Bienvenido como todo instrumento capaz de tender a reducir los márgenes de injusticia, el VAR es hoy cuestionado a escala planetaria en general y qué decir en particular en la Argentina, donde el fin de semana última labró una escandalosa complicidad con los árbitros Fernando Rapallini y Andrés Merlos.
Se confirmaron al cabo, por si alguna falta hacía, dos presagios primordiales entroncados en el origen mismo del Video Assistant Referee (VAR).
Uno, las limitaciones de la tecnología y la latente posibilidad de ser manipulada por las manos humanas.
Dos, que justamente por eso, porque el juez principal, los jueces asistentes y los veedores que supervisan desde las cabinas no son robots, carecen de inmunidad a errores, horrores, suspicacias, sospechas y, peor aún, certezas de cuño oscuro.
Para empezar, la forma en que Argentinos Juniors fue perjudicado en el estadio Monumental: dos goles que no subieron al marcador por sendas posiciones adelantadas por el canto de una uña o inexistentes.
Convengamos, escrito al pasar, que asistimos a un lastre que también sufren las grandes ligas: el offside infinitesimal. El offside de pixel.
Teléfono, señores de la International Board: ¿en qué ha quedado la oportuna propuesta de Arsene Wenger en el sentido de desaconsejar la sanción de un offside cuando el delantero en cuestión ha superado la línea que traza la cámara con dos o tres cabellos rebeldes escapados de un flequillo?
¿En qué ha quedado la perentoria necesidad de que se cancelen los offsides, dicho sin remilgos, ridículos?
No menos grave o, mejor dicho, mucho más grave, fue el penal sancionado por Rapallini a guisa de una descarada zambullida de Enzo Pérez.
Rapallini venía trotando de frente a la jugada: ¡penal!
¿Penal? ¿Los señores del VAR miraron para otro lado, estaban distraídos acaso, o Rapallini hizo valer una autoridad puesta al servicio de un verdadero “saqueo” deportivo?
¿Y el oprobioso dislate sucedido en el Cilindro de Avellaneda?
¡El gol de Brian Leizza para Tigre no había sido gol!
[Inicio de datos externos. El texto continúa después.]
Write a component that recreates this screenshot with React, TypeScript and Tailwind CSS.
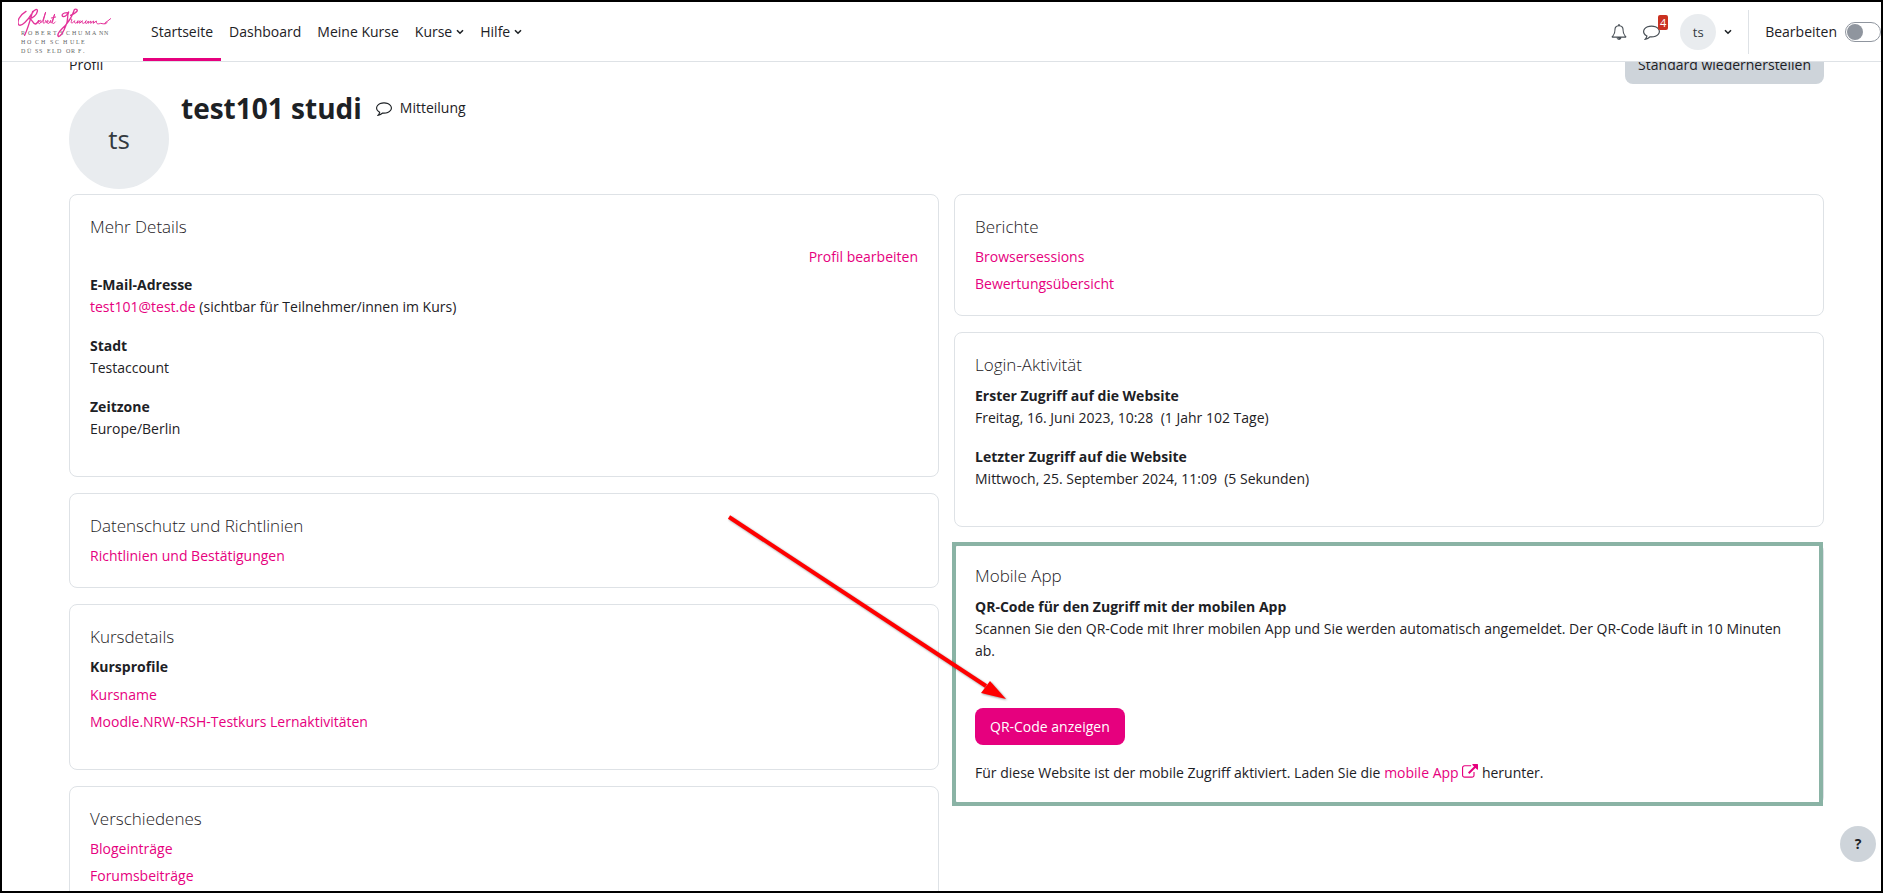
import React from "react";

const COMMENT =
  "M896 384q-204 0-381.5 69.5t-282 187.5-104.5 255q0 112 71.5 213.5t201.5 175.5l87 50-27 96q-24 91-70 172 152-63 275-171l43-38 57 6q69 8 130 8 204 0 381.5-69.5t282-187.5 104.5-255-104.5-255-282-187.5-381.5-69.5zM1792 896q0 174-120 321.5t-326 233-450 85.5q-70 0-145-8-198 175-460 242-49 14-114 22h-5q-15 0-27-10.5t-16-27.5v-1q-3-4-.5-12t2-10 4.5-9.5l6-9 7-8.5 8-9q7-8 31-34.5t34.5-38 31-39.5 32.5-51 27-59 26-76q-157-89-247.5-220t-90.5-281q0-174 120-321.5t326-233 450-85.5 450 85.5 326 233 120 321.5z";
const BELL =
  "M912 1696q0-16-16-16-59 0-101.5-42.5t-42.5-101.5q0-16-16-16t-16 16q0 73 51.5 124.5t124.5 51.5q16 0 16-16zm-666-288h1300q-266-300-266-832 0-51-24-105t-69-103-121.5-80.5-169.5-31.5-169.5 31.5-121.5 80.5-69 103-24 105q0 532-266 832zm1482 0q0 52-38 90t-90 38h-448q0 106-75 181t-181 75-181-75-75-181h-448q-52 0-90-38t-38-90q50-42 91-88t85-119.5 74.5-158.5 50-206 19.5-260q0-152 117-282.5t307-158.5q-8-19-8-39 0-40 28-68t68-28 68 28 28 68q0 20-8 39 190 28 307 158.5t117 282.5q0 139 19.5 260t50 206 74.5 158.5 85 119.5 91 88z";
const EXTERNAL =
  "M1408 928v320q0 119-84.5 203.5t-203.5 84.5h-832q-119 0-203.5-84.5t-84.5-203.5v-832q0-119 84.5-203.5t203.5-84.5h704q14 0 23 9t9 23v64q0 14-9 23t-23 9h-704q-66 0-113 47t-47 113v832q0 66 47 113t113 47h832q66 0 113-47t47-113v-320q0-14 9-23t23-9h64q14 0 23 9t9 23zm384-864v512q0 26-19 45t-45 19-45-19l-176-176-652 652q-10 10-23 10t-23-10l-114-114q-10-10-10-23t10-23l652-652-176-176q-19-19-19-45t19-45 45-19h512q26 0 45 19t19 45z";

function Icon({ d, className }: { d: string; className: string }) {
  return (
    <svg viewBox="0 0 1792 1792" fill="currentColor" aria-hidden="true" className={className}>
      <path d={d} />
    </svg>
  );
}

function Chevron() {
  return (
    <svg viewBox="0 0 8 6" aria-hidden="true" className="h-1.5 w-2 shrink-0">
      <path d="M1 1.2 4 4.2 7 1.2" fill="none" stroke="currentColor" strokeWidth="1.6" />
    </svg>
  );
}

function Logo() {
  return (
    <svg viewBox="0 0 96 48" role="img" aria-label="Robert Schumann Hochschule Düsseldorf" className="h-12 w-24">
      <g fill="#666" fontFamily="Liberation Serif, serif" fontSize="6">
        <text x="3 10 17 23 29 35 42 48 54 60 67 74 81 86" y="29">ROBERTSCHUMANN</text>
        <text x="3 9 17 23 32 37 45 52 58 63" y="38">HOCHSCHULE</text>
        <text x="3 9 17 21 29 34 39 48 53 60 65" y="47">DÜSSELDORF.</text>
      </g>
      <g
        transform="translate(-18 -6) scale(0.3333)"
        fill="none"
        stroke="#e3339a"
        strokeLinecap="round"
        strokeLinejoin="round"
      >
        <path
          strokeWidth="4"
          d="M78 34C58 46 50 64 56 74C64 82 84 60 96 40C102 28 114 24 112 34C110 46 98 54 88 56C98 58 98 72 106 72C110 72 114 66 116 62M98 34C92 56 84 84 74 106"
        />
        <path
          strokeWidth="3"
          d="M116 62C112 72 120 74 123 66C125 60 119 59 118 64C122 70 127 66 129 60L137 36L129 66C130 74 138 68 136 62C138 60 141 65 140 68C145 66 146 61 143 61C140 64 141 74 148 69L152 61C152 66 151 71 155 68L164 42L157 68C158 73 163 70 166 66M154 54L167 51"
        />
        <path
          strokeWidth="4"
          d="M202 38C188 38 182 46 190 50C198 50 204 40 206 36C200 50 206 58 198 76C192 92 186 108 176 110C170 106 176 96 186 86C200 74 214 54 222 32C222 26 232 26 232 32C228 40 216 44 212 46"
        />
        <path
          strokeWidth="3"
          d="M206 60C214 54 218 56 214 64C212 72 218 70 224 62C222 72 228 72 234 62L232 70L240 62L239 70L247 62C245 72 250 72 256 66C262 60 258 60 256 66C256 74 262 70 265 63L264 70L273 63L272 70L281 63L280 70L289 63C288 74 296 72 302 70C316 74 324 70 320 66M314 70L332 56"
        />
      </g>
    </svg>
  );
}

function NavItem({ label, active, menu }: { label: string; active?: boolean; menu?: boolean }) {
  return (
    <a
      href="#"
      aria-current={active ? "page" : undefined}
      className={
        active
          ? "flex items-center gap-1 border-b-3 border-[#e6007e] px-2 pt-1"
          : "flex items-center gap-1 border-b-3 border-transparent px-2 pt-1"
      }
    >
      {label}
      {menu && <Chevron />}
    </a>
  );
}

function Card({ title, children }: { title: string; children: React.ReactNode }) {
  return (
    <section className="relative rounded-lg border border-[#dee2e6] p-5">
      <h3 className="mb-2 text-[17px] leading-[23px] font-light">{title}</h3>
      {children}
    </section>
  );
}

function Entry({ term, children }: { term: string; children: React.ReactNode }) {
  return (
    <div className="mb-4">
      <dt className="leading-[23px] font-bold">{term}</dt>
      <dd className="leading-[22px]">{children}</dd>
    </div>
  );
}

function Link({ children }: { children: React.ReactNode }) {
  return (
    <a href="#" className="text-[#e6007e]">
      {children}
    </a>
  );
}

function LinkList({ items }: { items: string[] }) {
  return (
    <ul className="flex flex-col gap-[5px]">
      {items.map((item) => (
        <li key={item}>
          <Link>{item}</Link>
        </li>
      ))}
    </ul>
  );
}

export default function App() {
  return (
    <div className="relative flex h-screen flex-col overflow-hidden border-2 border-black bg-white font-['Open_Sans','Noto_Sans',sans-serif] text-[14px] leading-[22px] text-[#1d2125]">
      <header className="relative z-10 flex h-[60px] shrink-0 border-b border-[#dee2e6] bg-white">
        <a href="#" className="mt-1 mr-[29px] ml-4">
          <Logo />
        </a>
        <nav className="flex">
          <NavItem label="Startseite" active />
          <NavItem label="Dashboard" />
          <NavItem label="Meine Kurse" />
          <NavItem label="Kurse" menu />
          <NavItem label="Hilfe" menu />
        </nav>
        <div className="ml-auto flex items-center">
          <button aria-label="Mitteilungen anzeigen" className="mr-4 text-[#495057]">
            <Icon d={BELL} className="size-4" />
          </button>
          <button aria-label="Messenger" className="relative mr-5 text-[#495057]">
            <Icon d={COMMENT} className="size-[17px]" />
            <span className="absolute -top-2 -right-2 h-[15px] w-2.5 rounded-xs bg-[#ca3120] text-center text-[11px] leading-[15px] text-white">
              4
            </span>
          </button>
          <button aria-label="Nutzermenü" className="mr-4 flex items-center gap-2">
            <span className="size-9 rounded-full bg-[#e9ecef] text-[13px] leading-9 text-[#343a40]">ts</span>
            <Chevron />
          </button>
          <label className="flex h-11 items-center gap-2 border-l border-[#dee2e6] pl-4">
            Bearbeiten
            <input
              type="checkbox"
              role="switch"
              className="h-5 w-9 appearance-none rounded-full border border-[#8f959e] bg-white before:m-px before:block before:size-4 before:rounded-full before:bg-[#8f959e]"
            />
          </label>
        </div>
      </header>

      <main className="-mt-4 flex-1 pr-[57px] pl-[67px]">
        <div className="flex h-[38px] items-center justify-between">
          <span>Profil</span>
          <button className="h-[38px] rounded-lg bg-[#ced4da] px-[13px]">Standard wiederherstellen</button>
        </div>

        <div className="mt-[5px] flex gap-3">
          <div className="flex size-[100px] items-center justify-center rounded-full bg-[#e9ecef] text-[26px] text-[#343a40]">
            ts
          </div>
          <div className="flex h-[38px] items-center gap-3.5">
            <h2 className="text-[28px] font-bold">test101 studi</h2>
            <a href="#" className="flex items-center gap-2">
              <Icon d={COMMENT} className="size-4" />
              Mitteilung
            </a>
          </div>
        </div>

        <div className="mt-[5px] grid grid-cols-2 items-start gap-[15px]">
          <div className="flex flex-col gap-4">
            <Card title="Mehr Details">
              <div className="mb-[5px] text-right">
                <Link>Profil bearbeiten</Link>
              </div>
              <dl>
                <Entry term="E-Mail-Adresse">
                  <Link>test101@test.de</Link> (sichtbar für Teilnehmer/innen im Kurs)
                </Entry>
                <Entry term="Stadt">Testaccount</Entry>
                <Entry term="Zeitzone">Europe/Berlin</Entry>
              </dl>
            </Card>
            <Card title="Datenschutz und Richtlinien">
              <LinkList items={["Richtlinien und Bestätigungen"]} />
            </Card>
            <Card title="Kursdetails">
              <div className="mb-4">
                <h4 className="mb-1.5 font-bold">Kursprofile</h4>
                <LinkList items={["Kursname", "Moodle.NRW-RSH-Testkurs Lernaktivitäten"]} />
              </div>
            </Card>
            <Card title="Verschiedenes">
              <LinkList items={["Blogeinträge", "Forumsbeiträge"]} />
            </Card>
          </div>

          <div className="flex flex-col gap-4">
            <Card title="Berichte">
              <LinkList items={["Browsersessions", "Bewertungsübersicht"]} />
            </Card>
            <Card title="Login-Aktivität">
              <dl>
                <Entry term="Erster Zugriff auf die Website">Freitag, 16. Juni 2023, 10:28&nbsp; (1 Jahr 102 Tage)</Entry>
                <Entry term="Letzter Zugriff auf die Website">
                  Mittwoch, 25. September 2024, 11:09&nbsp; (5 Sekunden)
                </Entry>
              </dl>
            </Card>
            <Card title="Mobile App">
              <h4 className="leading-[23px] font-bold">QR-Code für den Zugriff mit der mobilen App</h4>
              <p>
                Scannen Sie den QR-Code mit Ihrer mobilen App und Sie werden automatisch angemeldet. Der QR-Code läuft in
                10 Minuten ab.
              </p>
              <button className="mt-[46px] mb-4 block h-[37px] rounded-lg bg-[#e6007e] px-[15px] text-white">
                QR-Code anzeigen
              </button>
              <p className="leading-[23px]">
                Für diese Website ist der mobile Zugriff aktiviert. Laden Sie die{" "}
                <a href="#" className="text-[#e6007e]">
                  mobile App <Icon d={EXTERNAL} className="inline size-4 align-[-2px]" />
                </a>{" "}
                herunter.
              </p>
              <div className="pointer-events-none absolute -inset-y-0.5 right-0 -left-[3px] border-4 border-[#8ab3a5]" />
              <svg
                viewBox="0 0 290 200"
                aria-hidden="true"
                className="pointer-events-none absolute -top-8 -left-[230px] h-[200px] w-[290px] drop-shadow-[1px_1px_1px_rgba(0,0,0,0.4)]"
              >
                <path d="M4 5 261 174" stroke="#f00" strokeWidth="4" />
                <path d="M281 187 256 181 265 169Z" fill="#f00" />
              </svg>
            </Card>
          </div>
        </div>
      </main>

      <button
        aria-label="Hilfe"
        className="absolute right-[5px] bottom-[29px] size-9 rounded-full bg-[#ced4da] text-[14px] font-bold"
      >
        ?
      </button>
    </div>
  );
}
Había dado toda la sensación de que la postrera volada de Gabriel Arias había consumado la proeza de que la pelota no entrara por completo y absolutamente todas las cámaras del VAR confirmaron la percepción ocular.
O dicho de una manera más elocuente: ni el juez de línea ni las cámaras del VAR certificaron que, en efecto, Tigre había marcado un gol.
Y sin embargo el juez Andrés Merlos señaló el centro del campo y, Racing, como se decía antaño en jerga popular, “a llorar a la capilla”.
¿Cómo puede ser que en pleno 2023 en la liga de la selección campeona del mundo no se sepa si un gol ha sido gol?
Si algo, alguna cosa, lo primordial, jamás puede dejar dudas en un partido de fútbol, ¡es si el gol fue gol o no fue gol!
El rugby solucionó este problema hace unas cuantas décadas con el llamado “video ref“. Y no en Burkina Faso: ¡también en la Argentina!
En Europa, por caso, en el fútbol pusieron en vigencia el chip, el sensor, que -llegado el caso- activa una inmediata alarma que avisa al juez principal que la pelota ha ingresado al arco en toda su circunferencia: gol.
En la Argentina persistimos en la Edad de Piedra.
“Es muy caro, no tenemos plata”, se excusan en la AFA, cuando de sobra se sabe que, si algo no escasea en el edificio de la calle Viamonte y en el predio de Ezeiza, es el vil metal.